(What you have to do)
Sift the material for lines containing "React", and return them.

(Information provided)
○ ○ ○ ○ ○ ○ ○

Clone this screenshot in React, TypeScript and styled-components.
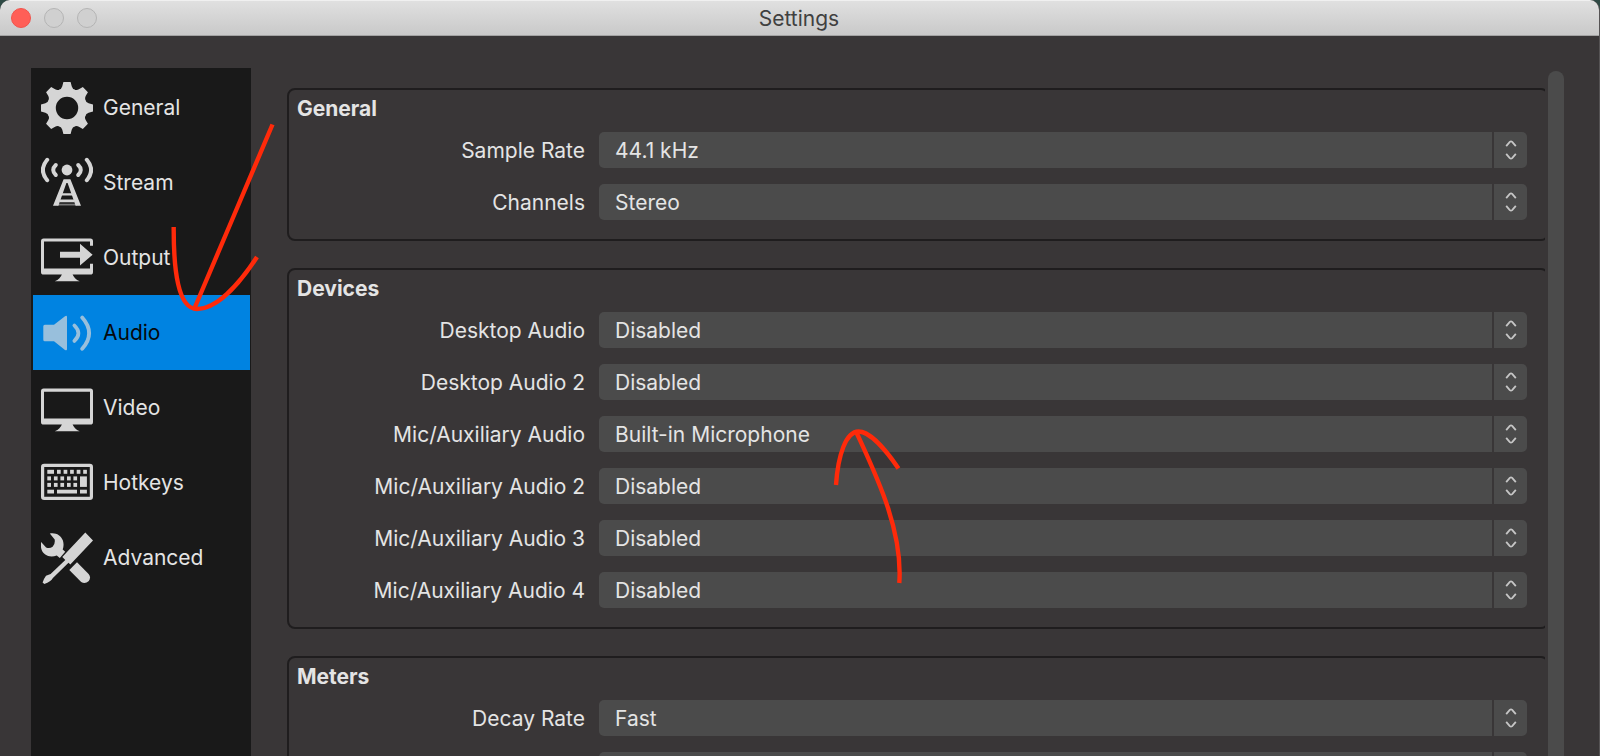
import React, { useId } from "react";
import styled, { createGlobalStyle } from "styled-components";

const GlobalStyle = createGlobalStyle`
  *, *::before, *::after { box-sizing: border-box; }
  body {
    margin: 0;
    background: #2f4a45;
    font-family: Inter, "Liberation Sans", sans-serif;
    font-size: 21px;
    line-height: 28px;
    color: #e4e4e4;
  }
`;

const Window = styled.div`
  display: flex;
  flex-direction: column;
  height: 100vh;
  overflow: hidden;
  border-radius: 10px 10px 0 0;
  border-right: 1px solid #555354;
  background: #393637;
`;

const TitleBar = styled.header`
  display: grid;
  grid-template-columns: 1fr auto 1fr;
  align-items: center;
  flex: none;
  height: 36px;
  padding: 0 12px 0 11px;
  border-top: 1px solid #f0f0f0;
  border-bottom: 1px solid #a3a3a3;
  background: linear-gradient(#e0e0e0, #c9c9c9);
`;

const WindowControls = styled.div`
  display: flex;
  gap: 13px;
`;

const WindowButton = styled.button<{ $close?: boolean }>`
  width: 20px;
  height: 20px;
  padding: 0;
  border: 1px solid ${(p) => (p.$close ? "#f0544d" : "#b4b4b4")};
  border-radius: 50%;
  background: ${(p) => (p.$close ? "#ff5f57" : "#d0d0d0")};
`;

const WindowTitle = styled.h1`
  margin: 0;
  padding-top: 2px;
  font-size: 21px;
  font-weight: 400;
  line-height: 28px;
  color: #404040;
`;

const Body = styled.div`
  display: flex;
  flex: 1;
  min-height: 0;
  padding: 32px 35px 0 31px;
`;

const Sidebar = styled.nav`
  flex: none;
  width: 220px;
  padding: 2px 1px 2px 2px;
  background: #191919;
`;

const NavButton = styled.button<{ $active?: boolean }>`
  display: flex;
  align-items: center;
  gap: 10px;
  width: 100%;
  height: 75px;
  padding: 0 8px;
  border: 0;
  font: inherit;
  text-align: left;
  color: ${(p) => (p.$active ? "#06090c" : "#e4e4e4")};
  background: ${(p) => (p.$active ? "#0083e1" : "transparent")};

  svg {
    flex: none;
    color: ${(p) => (p.$active ? "#98bfdc" : "#d5d5d5")};
  }
`;

const Panel = styled.main`
  display: flex;
  flex-direction: column;
  gap: 27px;
  flex: 1;
  min-width: 0;
  margin-left: 36px;
  padding-top: 20px;
  overflow: hidden;
`;

const Group = styled.fieldset`
  display: flex;
  flex-direction: column;
  flex: none;
  gap: 16px;
  min-width: 0;
  margin: 0 -4px 0 0;
  padding: 5px 20px 19px 8px;
  border: 2px solid #1f1d1e;
  border-radius: 8px;
`;

const GroupTitle = styled.h2`
  margin: 0 0 -7px;
  font-size: 21px;
  font-weight: 700;
  line-height: 28px;
`;

const Row = styled.div`
  display: grid;
  grid-template-columns: 288px 1fr;
  align-items: center;
  column-gap: 14px;
`;

const RowLabel = styled.label`
  padding-top: 2px;
  text-align: right;
`;

const SelectBox = styled.div`
  display: grid;
  grid-template-columns: 1fr 35px;
  height: 36px;
`;

const Select = styled.select`
  grid-area: 1 / 1 / 2 / 3;
  appearance: none;
  min-width: 0;
  padding: 2px 44px 0 16px;
  border: 0;
  border-radius: 5px;
  font: inherit;
  color: #e4e4e4;
  background: #4b4b4b;
`;

const Stepper = styled.span`
  display: flex;
  align-items: center;
  justify-content: center;
  grid-area: 1 / 2 / 2 / 3;
  border-left: 2px solid #393637;
  color: #c6c6c6;
  pointer-events: none;
`;

const ScrollTrack = styled.div`
  flex: none;
  width: 16px;
  margin: 3px 0 0 3px;
  border-radius: 8px 8px 0 0;
  background: #4b4b4b;
`;

const Annotation = styled.svg`
  position: absolute;
  top: 0;
  left: 0;
  pointer-events: none;
`;

function Icon({ children }: { children: React.ReactNode }) {
  return (
    <svg width="52" height="52" viewBox="0 0 52 52" fill="currentColor" aria-hidden="true">
      {children}
    </svg>
  );
}

const GearIcon = () => (
  <Icon>
    <circle cx="26" cy="26" r="15.4" fill="none" stroke="currentColor" strokeWidth="8.4" />
    {[0, 45, 90, 135, 180, 225, 270, 315].map((a) => (
      <path key={a} d="M22.4 0h7.2l1.2 4.4q.6 2.4 3.4 3.6v1h-16.400v-1q2.800-1.200 3.400-3.600z" transform={`rotate(${a} 26 26)`} />
    ))}
  </Icon>
);

const StreamIcon = () => (
  <Icon>
    <circle cx="26" cy="13" r="5.4" />
    <g fill="none" stroke="currentColor" strokeLinecap="round" strokeWidth="4">
      <path d="M14.800 8Q9.600 13 14.800 18M37.200 8Q42.400 13 37.200 18" />
      <path d="M6.200 2.800Q-2.400 13 6.200 23.200M45.800 2.800Q54.400 13 45.800 23.200" />
    </g>
    <path d="M22.600 22.200h6.800L40 48.800h-5.400L26.600 26h-1.200L17.400 48.800H12z" />
    <path d="M20.500 36.200h11v2.200h-11zM18.500 42.600h15v2.600h-15z" />
    <path d="M16 46.800h20v1.600H16z" opacity=".5" />
  </Icon>
);

const MonitorStand = () => <path d="M21 42h10.5q1.5 4.8 7.2 7.3H13.8Q19.500 46.8 21 42z" />;

const OutputIcon = () => (
  <Icon>
    <path d="M2.6 6.6h46.8q2.6 0 2.6 2.6v4.6h-3V9.6H3v26.8h46v-4.6h3v8.2q0 2.6-2.6 2.6H2.6Q0 42.6 0 40V9.2q0-2.6 2.6-2.6z" />
    <path d="M19 19.8h20v-8l12.6 11L39 33.6v-7.8H19z" />
    <MonitorStand />
  </Icon>
);

const VideoIcon = () => (
  <Icon>
    <path
      fillRule="evenodd"
      d="M2.6 6.6h46.8q2.6 0 2.6 2.6V40q0 2.6-2.6 2.6H2.6Q0 42.6 0 40V9.2q0-2.6 2.6-2.6zM3 9.8v26.6h46V9.800z"
    />
    <MonitorStand />
  </Icon>
);

const AudioIcon = () => (
  <Icon>
    <path d="M3.8 17.8H13L24 9.3q2-1.2 2 .8v32q0 2-2 .8L13 34.200H3.8q-1.5 0-1.5-1.5V19.300q0-1.5 1.5-1.5z" />
    <g fill="none" stroke="currentColor" strokeLinecap="round" strokeWidth="3.8">
      <path d="M33.400 18.5Q41.400 26.200 33.400 33.900" />
      <path d="M41.200 10.600Q55 26.200 41.200 41.800" />
    </g>
  </Icon>
);

const keys: [number, number, number, number][] = [
  [6.3, 12.8, 6.7, 4], [16, 12.8, 3.7, 4], [22.6, 12.8, 3.7, 4], [29.1, 12.8, 3.7, 4], [35.7, 12.8, 3.7, 4], [42.2, 12.8, 3.7, 4],
  [6.3, 19.4, 3.7, 4], [12.9, 19.4, 3.7, 4], [19.4, 19.4, 3.7, 4], [26, 19.4, 3.7, 4], [32.4, 19.4, 3.7, 4], [39, 19.4, 6.9, 10.5],
  [6.3, 25.9, 3.7, 4], [12.9, 25.9, 3.7, 4], [19.4, 25.9, 3.7, 4], [26, 25.9, 3.7, 4], [32.4, 25.9, 3.7, 4],
  [6.3, 32.7, 6.7, 3.8], [16, 32.7, 20, 3.8], [39, 32.7, 6.9, 3.8],
];

const KeyboardIcon = () => (
  <Icon>
    <rect x="1.6" y="8.3" width="48.8" height="33" rx="1.6" fill="none" stroke="currentColor" strokeWidth="3.2" />
    {keys.map(([x, y, w, h]) => (
      <rect key={`${x}-${y}`} x={x} y={y} width={w} height={h} />
    ))}
  </Icon>
);

const ToolsIcon = () => (
  <Icon>
    <path d="M44.3.5L52 8.5 29.300 32.5l-1.8-1.7L11.9 46q-1.8 3.6-8.6 6l-1.7-1.5Q3 46.5 5 43.8l4.6-1.9L24.3 27.9l-3-2.800z" />
    <path d="M8.8 1.5C14.5.2 20 3.2 21.9 8.4c1 3.2.8 6.4-.2 9l2.5 2.3-5.4 6.3-3-2.5C8.5 26 2.5 23.2.6 17.800-.2 15.200-.4 12.5.1 10l5 5.4q3.4 1.5 6.5-.6 2.7-2.3 2.1-7.300z" />
    <path d="M36 30.2l11.6 11.7q2.8 3.6.2 7-3.500 3.5-7.600 1.200L28.300 37.900z" />
  </Icon>
);

const navItems = [
  { label: "General", icon: GearIcon },
  { label: "Stream", icon: StreamIcon },
  { label: "Output", icon: OutputIcon },
  { label: "Audio", icon: AudioIcon },
  { label: "Video", icon: VideoIcon },
  { label: "Hotkeys", icon: KeyboardIcon },
  { label: "Advanced", icon: ToolsIcon },
];

const groups = [
  {
    title: "General",
    rows: [
      ["Sample Rate", "44.1 kHz"],
      ["Channels", "Stereo"],
    ],
  },
  {
    title: "Devices",
    rows: [
      ["Desktop Audio", "Disabled"],
      ["Desktop Audio 2", "Disabled"],
      ["Mic/Auxiliary Audio", "Built-in Microphone"],
      ["Mic/Auxiliary Audio 2", "Disabled"],
      ["Mic/Auxiliary Audio 3", "Disabled"],
      ["Mic/Auxiliary Audio 4", "Disabled"],
    ],
  },
  {
    title: "Meters",
    rows: [
      ["Decay Rate", "Fast"],
      ["", ""],
    ],
  },
];

function SettingRow({ label, value }: { label: string; value: string }) {
  const id = useId();
  return (
    <Row>
      <RowLabel htmlFor={id}>{label}</RowLabel>
      <SelectBox>
        <Select id={id} defaultValue={value}>
          <option value={value}>{value}</option>
        </Select>
        <Stepper>
          <svg width="12" height="20" viewBox="0 0 12 20" fill="none" stroke="currentColor" strokeWidth="1.8" aria-hidden="true">
            <path d="M1.2 6.200L4.800 1.900Q6 .9 7.200 1.900L10.800 6.200M1.200 13.800L4.800 18.100Q6 19.100 7.200 18.100L10.800 13.800" />
          </svg>
        </Stepper>
      </SelectBox>
    </Row>
  );
}

export default function App() {
  return (
    <>
      <GlobalStyle />
      <Window>
        <TitleBar>
          <WindowControls>
            <WindowButton $close aria-label="Close" />
            <WindowButton aria-label="Minimize" />
            <WindowButton aria-label="Zoom" />
          </WindowControls>
          <WindowTitle>Settings</WindowTitle>
        </TitleBar>
        <Body>
          <Sidebar>
            {navItems.map(({ label, icon: NavIcon }) => (
              <NavButton key={label} $active={label === "Audio"}>
                <NavIcon />
                {label}
              </NavButton>
            ))}
          </Sidebar>
          <Panel>
            {groups.map((group) => (
              <Group key={group.title}>
                <GroupTitle>{group.title}</GroupTitle>
                {group.rows.map(([label, value]) => (
                  <SettingRow key={label} label={label} value={value} />
                ))}
              </Group>
            ))}
          </Panel>
          <ScrollTrack />
        </Body>
      </Window>
      <Annotation width="1000" height="620" viewBox="0 0 1000 620" fill="none" stroke="#ff2a0a" strokeWidth="4.4" aria-hidden="true">
        <path d="M272.500 124.500L232 220L195 307" />
        <path d="M173.700 227C173.500 270 178 309 197 309C216 309 238 286 257 257" />
        <path d="M836 485C838 455 846 431.500 858.500 431.500C870 431.500 886 450 898.500 468.500" />
        <path d="M856.700 433C876 475 903 530 899.300 583" />
      </Annotation>
    </>
  );
}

○ ○ ○ ○ ○ ○ ○

(Answer to this problem)
Clone this screenshot in React, TypeScript and styled-components.
import React, { useId } from "react";
function Icon({ children }: { children: React.ReactNode }) {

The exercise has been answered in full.